**INSTRUCTION**:
Repeat each line of the material below exactly as it appears, minus any pictures.

# START OF INFORMATION SHOWN

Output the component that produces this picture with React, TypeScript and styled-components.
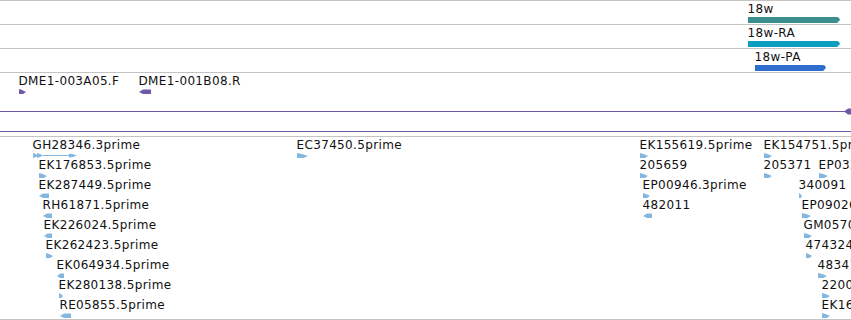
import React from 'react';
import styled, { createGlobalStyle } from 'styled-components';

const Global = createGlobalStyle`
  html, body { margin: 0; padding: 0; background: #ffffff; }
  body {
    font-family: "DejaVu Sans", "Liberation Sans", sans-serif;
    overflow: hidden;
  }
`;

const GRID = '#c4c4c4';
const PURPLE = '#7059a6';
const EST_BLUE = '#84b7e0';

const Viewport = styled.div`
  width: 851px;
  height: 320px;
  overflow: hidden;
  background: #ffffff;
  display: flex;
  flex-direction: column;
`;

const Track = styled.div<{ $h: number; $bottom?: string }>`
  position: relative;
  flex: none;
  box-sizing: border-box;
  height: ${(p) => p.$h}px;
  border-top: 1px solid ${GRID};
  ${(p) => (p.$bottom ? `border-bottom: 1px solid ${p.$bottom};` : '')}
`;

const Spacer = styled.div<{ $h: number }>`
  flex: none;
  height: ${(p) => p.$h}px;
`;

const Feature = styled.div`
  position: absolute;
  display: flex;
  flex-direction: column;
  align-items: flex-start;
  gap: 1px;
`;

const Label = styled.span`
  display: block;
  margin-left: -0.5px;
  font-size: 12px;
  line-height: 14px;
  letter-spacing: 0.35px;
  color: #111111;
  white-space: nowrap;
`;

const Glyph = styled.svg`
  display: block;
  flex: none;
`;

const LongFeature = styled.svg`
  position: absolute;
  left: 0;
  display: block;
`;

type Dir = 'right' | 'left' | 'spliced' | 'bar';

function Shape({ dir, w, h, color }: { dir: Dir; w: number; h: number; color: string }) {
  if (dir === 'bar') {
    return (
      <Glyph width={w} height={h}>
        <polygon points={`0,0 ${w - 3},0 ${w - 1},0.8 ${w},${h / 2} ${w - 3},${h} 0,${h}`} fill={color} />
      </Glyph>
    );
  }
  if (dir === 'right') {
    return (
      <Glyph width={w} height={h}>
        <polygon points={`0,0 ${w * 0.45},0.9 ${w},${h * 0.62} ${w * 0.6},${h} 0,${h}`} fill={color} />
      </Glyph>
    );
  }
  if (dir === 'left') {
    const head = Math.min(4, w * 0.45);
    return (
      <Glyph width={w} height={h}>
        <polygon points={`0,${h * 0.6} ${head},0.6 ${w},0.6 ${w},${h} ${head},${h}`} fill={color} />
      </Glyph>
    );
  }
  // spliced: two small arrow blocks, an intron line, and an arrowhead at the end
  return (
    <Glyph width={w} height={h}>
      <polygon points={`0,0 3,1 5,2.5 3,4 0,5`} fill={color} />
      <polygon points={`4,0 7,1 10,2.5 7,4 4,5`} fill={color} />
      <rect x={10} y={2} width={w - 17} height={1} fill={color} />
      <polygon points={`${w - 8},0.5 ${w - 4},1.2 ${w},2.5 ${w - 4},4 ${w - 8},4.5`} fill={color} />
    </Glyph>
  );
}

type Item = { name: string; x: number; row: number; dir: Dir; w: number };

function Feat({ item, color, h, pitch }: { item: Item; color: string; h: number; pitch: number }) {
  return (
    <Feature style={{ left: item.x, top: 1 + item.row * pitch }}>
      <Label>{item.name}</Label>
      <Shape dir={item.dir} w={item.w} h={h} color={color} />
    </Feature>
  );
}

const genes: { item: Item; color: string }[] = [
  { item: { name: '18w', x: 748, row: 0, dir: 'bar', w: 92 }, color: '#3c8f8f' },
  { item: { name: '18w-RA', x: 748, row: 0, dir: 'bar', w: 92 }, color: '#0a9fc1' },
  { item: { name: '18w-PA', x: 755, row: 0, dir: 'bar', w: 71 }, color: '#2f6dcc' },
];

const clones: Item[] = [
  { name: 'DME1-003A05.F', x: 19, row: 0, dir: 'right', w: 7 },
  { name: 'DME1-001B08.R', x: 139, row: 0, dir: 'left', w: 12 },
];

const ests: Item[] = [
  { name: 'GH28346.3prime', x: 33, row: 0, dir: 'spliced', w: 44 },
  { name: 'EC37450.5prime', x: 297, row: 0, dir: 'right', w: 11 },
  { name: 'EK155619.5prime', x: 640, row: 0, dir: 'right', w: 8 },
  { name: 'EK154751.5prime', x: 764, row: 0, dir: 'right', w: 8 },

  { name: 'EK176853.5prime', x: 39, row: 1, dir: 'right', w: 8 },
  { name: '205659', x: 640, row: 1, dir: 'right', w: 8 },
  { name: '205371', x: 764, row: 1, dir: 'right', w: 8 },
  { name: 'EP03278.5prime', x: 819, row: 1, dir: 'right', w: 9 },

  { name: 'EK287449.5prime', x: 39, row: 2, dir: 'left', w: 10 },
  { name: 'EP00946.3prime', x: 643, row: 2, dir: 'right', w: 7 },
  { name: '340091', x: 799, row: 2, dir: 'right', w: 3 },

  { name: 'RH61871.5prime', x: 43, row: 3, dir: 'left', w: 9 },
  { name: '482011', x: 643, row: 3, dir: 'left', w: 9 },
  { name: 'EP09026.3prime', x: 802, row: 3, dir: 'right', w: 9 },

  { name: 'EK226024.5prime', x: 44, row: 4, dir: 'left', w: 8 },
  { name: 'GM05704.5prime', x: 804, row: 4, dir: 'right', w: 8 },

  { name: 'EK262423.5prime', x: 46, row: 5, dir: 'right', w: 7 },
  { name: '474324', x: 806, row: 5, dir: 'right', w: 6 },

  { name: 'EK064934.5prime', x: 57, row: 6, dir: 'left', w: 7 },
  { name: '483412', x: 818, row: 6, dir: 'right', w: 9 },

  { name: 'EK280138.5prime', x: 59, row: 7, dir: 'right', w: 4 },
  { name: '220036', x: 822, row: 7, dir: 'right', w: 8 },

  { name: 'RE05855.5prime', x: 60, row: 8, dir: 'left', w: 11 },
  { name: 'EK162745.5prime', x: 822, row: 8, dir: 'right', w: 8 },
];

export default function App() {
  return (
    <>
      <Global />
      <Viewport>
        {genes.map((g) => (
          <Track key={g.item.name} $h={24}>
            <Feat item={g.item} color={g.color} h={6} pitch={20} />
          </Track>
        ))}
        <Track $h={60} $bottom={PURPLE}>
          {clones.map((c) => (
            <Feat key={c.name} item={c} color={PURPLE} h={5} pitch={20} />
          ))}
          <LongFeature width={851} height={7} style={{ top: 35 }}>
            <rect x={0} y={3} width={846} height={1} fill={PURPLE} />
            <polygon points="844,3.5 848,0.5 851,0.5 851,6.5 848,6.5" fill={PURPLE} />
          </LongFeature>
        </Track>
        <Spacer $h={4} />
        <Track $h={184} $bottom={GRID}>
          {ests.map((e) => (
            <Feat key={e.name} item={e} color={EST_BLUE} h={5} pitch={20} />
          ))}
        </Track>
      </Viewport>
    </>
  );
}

# END OF INFORMATION SHOWN

**REPLY TO THE EXERCISE**:
Output the component that produces this picture with React, TypeScript and styled-components.
import React from 'react';
import styled, { createGlobalStyle } from 'styled-components';

const Global = createGlobalStyle`
  html, body { margin: 0; padding: 0; background: #ffffff; }
  body {
    font-family: "DejaVu Sans", "Liberation Sans", sans-serif;
    overflow: hidden;
  }
`;

const GRID = '#c4c4c4';
const PURPLE = '#7059a6';
const EST_BLUE = '#84b7e0';

const Viewport = styled.div`
  width: 851px;
  height: 320px;
  overflow: hidden;
  background: #ffffff;
  display: flex;
  flex-direction: column;
`;

const Track = styled.div<{ $h: number; $bottom?: string }>`
  position: relative;
  flex: none;
  box-sizing: border-box;
  height: ${(p) => p.$h}px;
  border-top: 1px solid ${GRID};
  ${(p) => (p.$bottom ? `border-bottom: 1px solid ${p.$bottom};` : '')}
`;

const Spacer = styled.div<{ $h: number }>`
  flex: none;
  height: ${(p) => p.$h}px;
`;

const Feature = styled.div`
  position: absolute;
  display: flex;
  flex-direction: column;
  align-items: flex-start;
  gap: 1px;
`;

const Label = styled.span`
  display: block;
  margin-left: -0.5px;
  font-size: 12px;
  line-height: 14px;
  letter-spacing: 0.35px;
  color: #111111;
  white-space: nowrap;
`;

const Glyph = styled.svg`
  display: block;
  flex: none;
`;

const LongFeature = styled.svg`
  position: absolute;
  left: 0;
  display: block;
`;

type Dir = 'right' | 'left' | 'spliced' | 'bar';

function Shape({ dir, w, h, color }: { dir: Dir; w: number; h: number; color: string }) {
  if (dir === 'bar') {
    return (
      <Glyph width={w} height={h}>
        <polygon points={`0,0 ${w - 3},0 ${w - 1},0.8 ${w},${h / 2} ${w - 3},${h} 0,${h}`} fill={color} />
      </Glyph>
    );
  }
  if (dir === 'right') {
    return (
      <Glyph width={w} height={h}>
        <polygon points={`0,0 ${w * 0.45},0.9 ${w},${h * 0.62} ${w * 0.6},${h} 0,${h}`} fill={color} />
      </Glyph>
    );
  }
  if (dir === 'left') {
    const head = Math.min(4, w * 0.45);
    return (
      <Glyph width={w} height={h}>
        <polygon points={`0,${h * 0.6} ${head},0.6 ${w},0.6 ${w},${h} ${head},${h}`} fill={color} />
      </Glyph>
    );
  }
  // spliced: two small arrow blocks, an intron line, and an arrowhead at the end
  return (
    <Glyph width={w} height={h}>
      <polygon points={`0,0 3,1 5,2.5 3,4 0,5`} fill={color} />
      <polygon points={`4,0 7,1 10,2.5 7,4 4,5`} fill={color} />
      <rect x={10} y={2} width={w - 17} height={1} fill={color} />
      <polygon points={`${w - 8},0.5 ${w - 4},1.2 ${w},2.5 ${w - 4},4 ${w - 8},4.5`} fill={color} />
    </Glyph>
  );
}

type Item = { name: string; x: number; row: number; dir: Dir; w: number };

function Feat({ item, color, h, pitch }: { item: Item; color: string; h: number; pitch: number }) {
  return (
    <Feature style={{ left: item.x, top: 1 + item.row * pitch }}>
      <Label>{item.name}</Label>
      <Shape dir={item.dir} w={item.w} h={h} color={color} />
    </Feature>
  );
}

const genes: { item: Item; color: string }[] = [
  { item: { name: '18w', x: 748, row: 0, dir: 'bar', w: 92 }, color: '#3c8f8f' },
  { item: { name: '18w-RA', x: 748, row: 0, dir: 'bar', w: 92 }, color: '#0a9fc1' },
  { item: { name: '18w-PA', x: 755, row: 0, dir: 'bar', w: 71 }, color: '#2f6dcc' },
];

const clones: Item[] = [
  { name: 'DME1-003A05.F', x: 19, row: 0, dir: 'right', w: 7 },
  { name: 'DME1-001B08.R', x: 139, row: 0, dir: 'left', w: 12 },
];

const ests: Item[] = [
  { name: 'GH28346.3prime', x: 33, row: 0, dir: 'spliced', w: 44 },
  { name: 'EC37450.5prime', x: 297, row: 0, dir: 'right', w: 11 },
  { name: 'EK155619.5prime', x: 640, row: 0, dir: 'right', w: 8 },
  { name: 'EK154751.5prime', x: 764, row: 0, dir: 'right', w: 8 },

  { name: 'EK176853.5prime', x: 39, row: 1, dir: 'right', w: 8 },
  { name: '205659', x: 640, row: 1, dir: 'right', w: 8 },
  { name: '205371', x: 764, row: 1, dir: 'right', w: 8 },
  { name: 'EP03278.5prime', x: 819, row: 1, dir: 'right', w: 9 },

  { name: 'EK287449.5prime', x: 39, row: 2, dir: 'left', w: 10 },
  { name: 'EP00946.3prime', x: 643, row: 2, dir: 'right', w: 7 },
  { name: '340091', x: 799, row: 2, dir: 'right', w: 3 },

  { name: 'RH61871.5prime', x: 43, row: 3, dir: 'left', w: 9 },
  { name: '482011', x: 643, row: 3, dir: 'left', w: 9 },
  { name: 'EP09026.3prime', x: 802, row: 3, dir: 'right', w: 9 },

  { name: 'EK226024.5prime', x: 44, row: 4, dir: 'left', w: 8 },
  { name: 'GM05704.5prime', x: 804, row: 4, dir: 'right', w: 8 },

  { name: 'EK262423.5prime', x: 46, row: 5, dir: 'right', w: 7 },
  { name: '474324', x: 806, row: 5, dir: 'right', w: 6 },

  { name: 'EK064934.5prime', x: 57, row: 6, dir: 'left', w: 7 },
  { name: '483412', x: 818, row: 6, dir: 'right', w: 9 },

  { name: 'EK280138.5prime', x: 59, row: 7, dir: 'right', w: 4 },
  { name: '220036', x: 822, row: 7, dir: 'right', w: 8 },

  { name: 'RE05855.5prime', x: 60, row: 8, dir: 'left', w: 11 },
  { name: 'EK162745.5prime', x: 822, row: 8, dir: 'right', w: 8 },
];

export default function App() {
  return (
    <>
      <Global />
      <Viewport>
        {genes.map((g) => (
          <Track key={g.item.name} $h={24}>
            <Feat item={g.item} color={g.color} h={6} pitch={20} />
          </Track>
        ))}
        <Track $h={60} $bottom={PURPLE}>
          {clones.map((c) => (
            <Feat key={c.name} item={c} color={PURPLE} h={5} pitch={20} />
          ))}
          <LongFeature width={851} height={7} style={{ top: 35 }}>
            <rect x={0} y={3} width={846} height={1} fill={PURPLE} />
            <polygon points="844,3.5 848,0.5 851,0.5 851,6.5 848,6.5" fill={PURPLE} />
          </LongFeature>
        </Track>
        <Spacer $h={4} />
        <Track $h={184} $bottom={GRID}>
          {ests.map((e) => (
            <Feat key={e.name} item={e} color={EST_BLUE} h={5} pitch={20} />
          ))}
        </Track>
      </Viewport>
    </>
  );
}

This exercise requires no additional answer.